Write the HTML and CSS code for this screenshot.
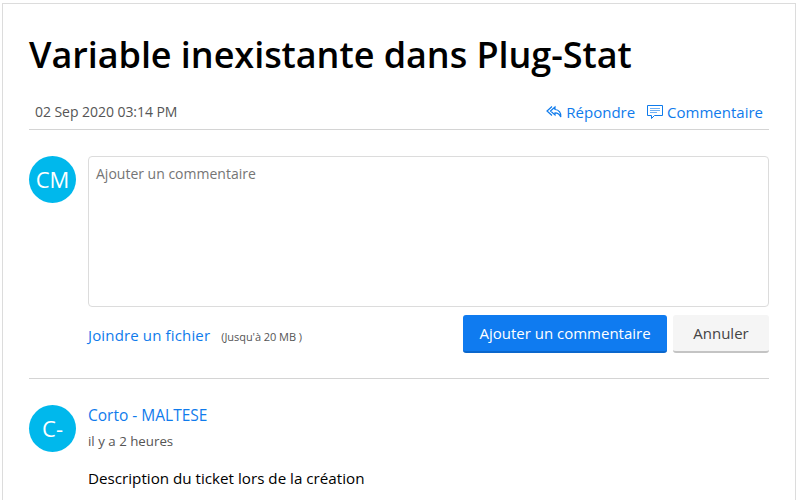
FILE: index.html
```html
<!DOCTYPE html>
<html lang="fr">
<head>
	<meta charset="utf-8">
	<title>Variable inexistante dans Plug-Stat</title>
	<link rel="stylesheet" href="styles.css">
</head>
<body>
	<div class="card">
		<h1 class="title">Variable inexistante dans Plug-Stat</h1>

		<div class="meta">
			<span class="date">02 Sep 2020 03:14 PM</span>
			<div class="actions">
				<a class="action" href="#">
					<svg class="icon" viewBox="0 0 16 14" width="16" height="14" fill="none" stroke="currentColor" stroke-width="1.200">
						<path d="M6 1.500 1 6l5 4.500"/>
						<path d="M9 2 4.500 6 9 10V7.800c2.500 0 4.500.7 5.800 4.200.6-4-1.800-7.300-5.800-7.500z"/>
					</svg>
					Répondre
				</a>
				<a class="action" href="#">
					<svg class="icon" viewBox="0 0 16 14" width="16" height="14" fill="none" stroke="currentColor" stroke-width="1">
						<path d="M.5.500h15v10H7.500L4.500 13.500v-3h-4z"/>
						<path class="icon-lines" d="M3 3.500h10M3 5.500h10M3 7.500h7"/>
					</svg>
					Commentaire
				</a>
			</div>
		</div>

		<div class="row new-comment">
			<div class="avatar">CM</div>
			<div class="main">
				<textarea class="input" placeholder="Ajouter un commentaire"></textarea>
				<div class="form-foot">
					<div class="attach">
						<a class="attach-link" href="#">Joindre un fichier</a>
						<small class="limit">(Jusqu'à 20 MB )</small>
					</div>
					<div class="buttons">
						<button class="btn btn-primary">Ajouter un commentaire</button>
						<button class="btn btn-cancel">Annuler</button>
					</div>
				</div>
			</div>
		</div>

		<div class="row comment">
			<div class="avatar">C-</div>
			<div class="main">
				<a class="author" href="#">Corto - MALTESE</a>
				<div class="ago">il y a 2 heures</div>
				<p class="text">Description du ticket lors de la création</p>
			</div>
		</div>
	</div>
</body>
</html>
```

FILE: styles.css
```css
html, body {
	height: 100%;
}

body {
	margin: 0;
	overflow: hidden;
	background: #fff;
	color: #000;
	font-family: "Open Sans", "Noto Sans", sans-serif;
	font-size: 15px;
}

a {
	color: #0f7bec;
	text-decoration: none;
}

.card {
	box-sizing: border-box;
	height: 520px;
	margin: 3px 2px 0;
	padding: 0 26px;
	border: 1px solid #dcdcdc;
}

.title {
	margin: 0;
	padding-top: 26px;
	font-size: 36px;
	line-height: 50px;
	font-weight: 600;
	letter-spacing: -0.05px;
}

.meta {
	display: flex;
	justify-content: space-between;
	align-items: center;
	box-sizing: border-box;
	height: 50px;
	padding: 14px 6px 0;
	border-bottom: 1px solid #d4d4d4;
}

.date {
	font-size: 14px;
	letter-spacing: -0.05px;
	color: #555;
}

.actions {
	display: flex;
	gap: 12px;
}

.action {
	display: flex;
	align-items: center;
	gap: 4px;
	font-size: 15px;
}

.icon {
	flex: none;
}

.icon-lines {
	stroke-opacity: 0.6;
}

.row {
	display: flex;
	gap: 12px;
}

.new-comment {
	padding: 26px 0 25px;
	border-bottom: 1px solid #d4d4d4;
}

.comment {
	padding-top: 26px;
}

.avatar {
	flex: none;
	width: 47px;
	height: 47px;
	border-radius: 50%;
	background: #00b8ec;
	color: #fff;
	font-size: 22px;
	line-height: 47px;
	text-align: center;
}

.main {
	flex: 1;
	min-width: 0;
}

.input {
	display: block;
	box-sizing: border-box;
	width: 100%;
	height: 151px;
	padding: 7px 7px;
	border: 1px solid #dcdcdc;
	border-radius: 4px;
	font: inherit;
	font-size: 14px;
	resize: none;
}

.input::placeholder {
	color: #757575;
}

.form-foot {
	display: flex;
	justify-content: space-between;
	margin-top: 8px;
}

.attach {
	display: flex;
	align-items: baseline;
	gap: 11px;
	padding-top: 10px;
}

.attach-link {
	font-size: 15px;
	letter-spacing: 0.15px;
}

.limit {
	font-size: 11px;
	letter-spacing: -0.05px;
	color: #555;
}

.buttons {
	display: flex;
	gap: 6px;
}

.btn {
	height: 38px;
	border: 0;
	border-radius: 3px;
	font: inherit;
	font-size: 15px;
}

.btn-primary {
	width: 204px;
	background: #0f7bf0;
	border-bottom: 2px solid #0b67cc;
	color: #fff;
}

.btn-cancel {
	width: 96px;
	background: #f5f5f5;
	border-bottom: 2px solid #c4c4c4;
	color: #444;
}

.author {
	display: block;
	font-size: 15.500px;
	line-height: 20px;
}

.ago {
	margin-top: 6px;
	font-size: 13.300px;
	line-height: 20px;
	color: #555;
}

.text {
	margin: 17px 0 0;
	font-size: 15.200px;
	line-height: 20px;
}
```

☆ ☆ ☆

CHALLENGE: Return each line exactly as written. Any picture gets left out.

RESULT OF THIS EXERCISE:
Write the HTML and CSS code for this screenshot.
FILE: index.html
```html
<!DOCTYPE html>
<html lang="fr">
<head>
	<meta charset="utf-8">
	<title>Variable inexistante dans Plug-Stat</title>
	<link rel="stylesheet" href="styles.css">
</head>
<body>
	<div class="card">
		<h1 class="title">Variable inexistante dans Plug-Stat</h1>

		<div class="meta">
			<span class="date">02 Sep 2020 03:14 PM</span>
			<div class="actions">
				<a class="action" href="#">
					<svg class="icon" viewBox="0 0 16 14" width="16" height="14" fill="none" stroke="currentColor" stroke-width="1.200">
						<path d="M6 1.500 1 6l5 4.500"/>
						<path d="M9 2 4.500 6 9 10V7.800c2.500 0 4.500.7 5.800 4.200.6-4-1.800-7.300-5.800-7.500z"/>
					</svg>
					Répondre
				</a>
				<a class="action" href="#">
					<svg class="icon" viewBox="0 0 16 14" width="16" height="14" fill="none" stroke="currentColor" stroke-width="1">
						<path d="M.5.500h15v10H7.500L4.500 13.500v-3h-4z"/>
						<path class="icon-lines" d="M3 3.500h10M3 5.500h10M3 7.500h7"/>
					</svg>
					Commentaire
				</a>
			</div>
		</div>

		<div class="row new-comment">
			<div class="avatar">CM</div>
			<div class="main">
				<textarea class="input" placeholder="Ajouter un commentaire"></textarea>
				<div class="form-foot">
					<div class="attach">
						<a class="attach-link" href="#">Joindre un fichier</a>
						<small class="limit">(Jusqu'à 20 MB )</small>
					</div>
					<div class="buttons">
						<button class="btn btn-primary">Ajouter un commentaire</button>
						<button class="btn btn-cancel">Annuler</button>
					</div>
				</div>
			</div>
		</div>

		<div class="row comment">
			<div class="avatar">C-</div>
			<div class="main">
				<a class="author" href="#">Corto - MALTESE</a>
				<div class="ago">il y a 2 heures</div>
				<p class="text">Description du ticket lors de la création</p>
			</div>
		</div>
	</div>
</body>
</html>
```

FILE: styles.css
```css
html, body {
	height: 100%;
}

body {
	margin: 0;
	overflow: hidden;
	background: #fff;
	color: #000;
	font-family: "Open Sans", "Noto Sans", sans-serif;
	font-size: 15px;
}

a {
	color: #0f7bec;
	text-decoration: none;
}

.card {
	box-sizing: border-box;
	height: 520px;
	margin: 3px 2px 0;
	padding: 0 26px;
	border: 1px solid #dcdcdc;
}

.title {
	margin: 0;
	padding-top: 26px;
	font-size: 36px;
	line-height: 50px;
	font-weight: 600;
	letter-spacing: -0.05px;
}

.meta {
	display: flex;
	justify-content: space-between;
	align-items: center;
	box-sizing: border-box;
	height: 50px;
	padding: 14px 6px 0;
	border-bottom: 1px solid #d4d4d4;
}

.date {
	font-size: 14px;
	letter-spacing: -0.05px;
	color: #555;
}

.actions {
	display: flex;
	gap: 12px;
}

.action {
	display: flex;
	align-items: center;
	gap: 4px;
	font-size: 15px;
}

.icon {
	flex: none;
}

.icon-lines {
	stroke-opacity: 0.6;
}

.row {
	display: flex;
	gap: 12px;
}

.new-comment {
	padding: 26px 0 25px;
	border-bottom: 1px solid #d4d4d4;
}

.comment {
	padding-top: 26px;
}

.avatar {
	flex: none;
	width: 47px;
	height: 47px;
	border-radius: 50%;
	background: #00b8ec;
	color: #fff;
	font-size: 22px;
	line-height: 47px;
	text-align: center;
}

.main {
	flex: 1;
	min-width: 0;
}

.input {
	display: block;
	box-sizing: border-box;
	width: 100%;
	height: 151px;
	padding: 7px 7px;
	border: 1px solid #dcdcdc;
	border-radius: 4px;
	font: inherit;
	font-size: 14px;
	resize: none;
}

.input::placeholder {
	color: #757575;
}

.form-foot {
	display: flex;
	justify-content: space-between;
	margin-top: 8px;
}

.attach {
	display: flex;
	align-items: baseline;
	gap: 11px;
	padding-top: 10px;
}

.attach-link {
	font-size: 15px;
	letter-spacing: 0.15px;
}

.limit {
	font-size: 11px;
	letter-spacing: -0.05px;
	color: #555;
}

.buttons {
	display: flex;
	gap: 6px;
}

.btn {
	height: 38px;
	border: 0;
	border-radius: 3px;
	font: inherit;
	font-size: 15px;
}

.btn-primary {
	width: 204px;
	background: #0f7bf0;
	border-bottom: 2px solid #0b67cc;
	color: #fff;
}

.btn-cancel {
	width: 96px;
	background: #f5f5f5;
	border-bottom: 2px solid #c4c4c4;
	color: #444;
}

.author {
	display: block;
	font-size: 15.500px;
	line-height: 20px;
}

.ago {
	margin-top: 6px;
	font-size: 13.300px;
	line-height: 20px;
	color: #555;
}

.text {
	margin: 17px 0 0;
	font-size: 15.200px;
	line-height: 20px;
}
```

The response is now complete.